##### Dataset rows #####

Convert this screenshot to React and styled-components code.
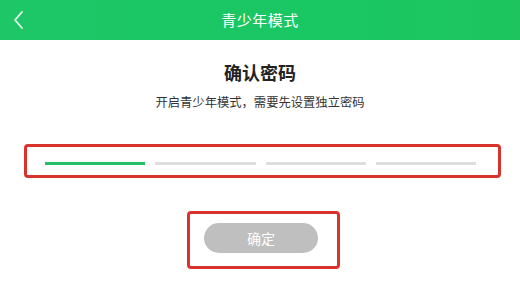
import styled, { createGlobalStyle } from "styled-components";

const GlobalStyle = createGlobalStyle`
  html, body {
    margin: 0;
    padding: 0;
    background: #ffffff;
  }
  body {
    font-family: "Noto Sans CJK SC", "Noto Sans", sans-serif;
  }
`;

const Page = styled.div`
  width: 520px;
  height: 294px;
  overflow: hidden;
  background: #fff;
`;

const Header = styled.header`
  height: 40px;
  background: linear-gradient(90deg, #1ec667 0%, #19c763 60%, #1ec55f 100%);
  display: flex;
  align-items: center;
  justify-content: center;
  position: relative;
  color: #fff;
`;

const BackBtn = styled.button`
  position: absolute;
  left: 8px;
  top: 8px;
  width: 20px;
  height: 24px;
  padding: 0;
  border: 0;
  background: none;
  display: flex;
  align-items: center;
  justify-content: center;
`;

const HeaderTitle = styled.h1`
  margin: 0;
  font-size: 15px;
  font-weight: 400;
  line-height: 20px;
  letter-spacing: 0.5px;
`;

const Body = styled.main`
  display: flex;
  flex-direction: column;
  align-items: center;
`;

const Title = styled.h2`
  margin: 20px 0 0;
  font-size: 18px;
  line-height: 24px;
  font-weight: 700;
  color: #222;
`;

const Subtitle = styled.p`
  margin: 9px 0 0;
  font-size: 12.3px;
  line-height: 18px;
  color: #333;
`;

const Highlight = styled.div`
  border: 3px solid #d8332d;
  border-radius: 4px;
  box-sizing: border-box;
`;

const CodeBox = styled(Highlight)`
  margin-top: 33px;
  width: 477px;
  height: 34px;
  padding: 15px 22px 0 18px;
  display: flex;
  gap: 10px;
  align-self: flex-start;
  margin-left: 24px;
`;

const Bar = styled.span`
  flex: 1;
  height: 3px;
  background: ${({ $active }) => ($active ? "#25c168" : "#dedede")};
`;

const ButtonRow = styled.div`
  margin-top: 33px;
  padding-left: 7px;
  display: flex;
  justify-content: center;
`;

const ButtonBox = styled(Highlight)`
  padding: 9px 19px 13px 14px;
`;

const Confirm = styled.button`
  width: 114px;
  height: 30px;
  border: 0;
  border-radius: 15px;
  background: #bfbfbf;
  color: #fff;
  font-family: inherit;
  font-size: 14px;
  display: block;
`;

export default function App() {
  const filled = 1;
  return (
    <Page>
      <GlobalStyle />
      <Header>
        <BackBtn aria-label="返回">
          <svg width="12" height="20" viewBox="0 0 12 20">
            <path
              d="M10 2 L3 10 L10 18"
              fill="none"
              stroke="#e8fff0"
              strokeWidth="1.8"
              strokeLinecap="round"
              strokeLinejoin="round"
            />
          </svg>
        </BackBtn>
        <HeaderTitle>青少年模式</HeaderTitle>
      </Header>
      <Body>
        <Title>确认密码</Title>
        <Subtitle>开启青少年模式，需要先设置独立密码</Subtitle>
        <CodeBox>
          {[0, 1, 2, 3].map((i) => (
            <Bar key={i} $active={i < filled} />
          ))}
        </CodeBox>
        <ButtonRow>
          <ButtonBox>
            <Confirm>确定</Confirm>
          </ButtonBox>
        </ButtonRow>
      </Body>
    </Page>
  );
}
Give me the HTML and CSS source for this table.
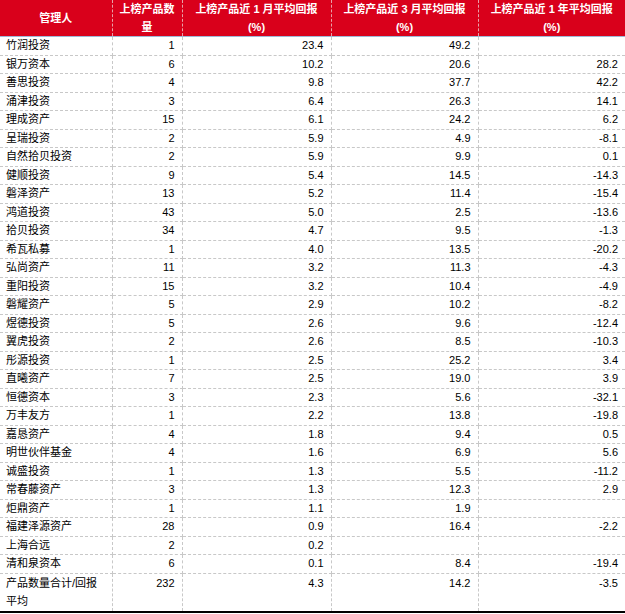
FILE: index.html
```html
<!DOCTYPE html>
<html lang="zh-CN">
<head>
<meta charset="utf-8">
<title>管理人</title>
<link rel="stylesheet" href="styles.css">
</head>
<body>
<table class="tbl">
  <colgroup>
    <col class="c1"><col class="c2"><col class="c3"><col class="c4"><col class="c5">
  </colgroup>
  <thead>
    <tr>
      <th>管理人</th>
      <th>上榜产品数量</th>
      <th>上榜产品近 1 月平均回报<br>(%)</th>
      <th>上榜产品近 3 月平均回报<br>(%)</th>
      <th>上榜产品近 1 年平均回报<br>(%)</th>
    </tr>
  </thead>
  <tbody>
    <tr><td>竹润投资</td><td>1</td><td>23.4</td><td>49.2</td><td></td></tr>
    <tr><td>银万资本</td><td>6</td><td>10.2</td><td>20.6</td><td>28.2</td></tr>
    <tr><td>善思投资</td><td>4</td><td>9.8</td><td>37.7</td><td>42.2</td></tr>
    <tr><td>涌津投资</td><td>3</td><td>6.4</td><td>26.3</td><td>14.1</td></tr>
    <tr><td>理成资产</td><td>15</td><td>6.1</td><td>24.2</td><td>6.2</td></tr>
    <tr><td>呈瑞投资</td><td>2</td><td>5.9</td><td>4.9</td><td>-8.1</td></tr>
    <tr><td>自然拾贝投资</td><td>2</td><td>5.9</td><td>9.9</td><td>0.1</td></tr>
    <tr><td>健顺投资</td><td>9</td><td>5.4</td><td>14.5</td><td>-14.3</td></tr>
    <tr><td>磐泽资产</td><td>13</td><td>5.2</td><td>11.4</td><td>-15.4</td></tr>
    <tr><td>鸿道投资</td><td>43</td><td>5.0</td><td>2.5</td><td>-13.6</td></tr>
    <tr><td>拾贝投资</td><td>34</td><td>4.7</td><td>9.5</td><td>-1.3</td></tr>
    <tr><td>希瓦私募</td><td>1</td><td>4.0</td><td>13.5</td><td>-20.2</td></tr>
    <tr><td>弘尚资产</td><td>11</td><td>3.2</td><td>11.3</td><td>-4.3</td></tr>
    <tr><td>重阳投资</td><td>15</td><td>3.2</td><td>10.4</td><td>-4.9</td></tr>
    <tr><td>磐耀资产</td><td>5</td><td>2.9</td><td>10.2</td><td>-8.2</td></tr>
    <tr><td>煜德投资</td><td>5</td><td>2.6</td><td>9.6</td><td>-12.4</td></tr>
    <tr><td>翼虎投资</td><td>2</td><td>2.6</td><td>8.5</td><td>-10.3</td></tr>
    <tr><td>彤源投资</td><td>1</td><td>2.5</td><td>25.2</td><td>3.4</td></tr>
    <tr><td>直曦资产</td><td>7</td><td>2.5</td><td>19.0</td><td>3.9</td></tr>
    <tr><td>恒德资本</td><td>3</td><td>2.3</td><td>5.6</td><td>-32.1</td></tr>
    <tr><td>万丰友方</td><td>1</td><td>2.2</td><td>13.8</td><td>-19.8</td></tr>
    <tr><td>嘉恳资产</td><td>4</td><td>1.8</td><td>9.4</td><td>0.5</td></tr>
    <tr><td>明世伙伴基金</td><td>4</td><td>1.6</td><td>6.9</td><td>5.6</td></tr>
    <tr><td>诚盛投资</td><td>1</td><td>1.3</td><td>5.5</td><td>-11.2</td></tr>
    <tr><td>常春藤资产</td><td>3</td><td>1.3</td><td>12.3</td><td>2.9</td></tr>
    <tr><td>炬鼎资产</td><td>1</td><td>1.1</td><td>1.9</td><td></td></tr>
    <tr><td>福建泽源资产</td><td>28</td><td>0.9</td><td>16.4</td><td>-2.2</td></tr>
    <tr><td>上海合远</td><td>2</td><td>0.2</td><td></td><td></td></tr>
    <tr><td>清和泉资本</td><td>6</td><td>0.1</td><td>8.4</td><td>-19.4</td></tr>
    <tr class="total"><td>产品数量合计/回报平均</td><td>232</td><td>4.3</td><td>14.2</td><td>-3.5</td></tr>
  </tbody>
</table>
</body>
</html>
```
FILE: styles.css
```css
html, body {
  margin: 0;
  padding: 0;
  background: #ffffff;
}
.tbl {
  border-collapse: collapse;
  table-layout: fixed;
  width: 625px;
  font-family: "Liberation Sans", "Noto Sans CJK SC", sans-serif;
  font-size: 11px;
  color: #000;
}
.c1 { width: 112px; }
.c2 { width: 70px; }
.c3 { width: 149px; }
.c4 { width: 147px; }
.c5 { width: 147px; }
.tbl th {
  background: #d9001b;
  color: #fff;
  font-weight: bold;
  text-align: center;
  vertical-align: middle;
  line-height: 18px;
  height: 36px;
  padding: 0 7px;
  border-left: 1px dashed #e8a0a8;
  border-bottom: 1px solid #9fb8d6;
}
.tbl th:first-child { border-left: none; }
.tbl td {
  height: 17.5px;
  line-height: 17.5px;
  padding: 0 7px;
  text-align: right;
  vertical-align: top;
  border: 1px dashed #c8c8c8;
  border-top: none;
  white-space: nowrap;
  overflow: hidden;
}
.tbl td:first-child {
  text-align: left;
  padding-left: 6px;
  border-left: none;
}
.tbl td:last-child { border-right: none; }
.tbl .total td {
  white-space: normal;
  line-height: 18px;
  height: 37px;
  border-bottom: 2px solid #000;
}
```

#####

Set exercise ▸ Give only the number of lines in the material above that hold the word "components".

Solution below ▸ 2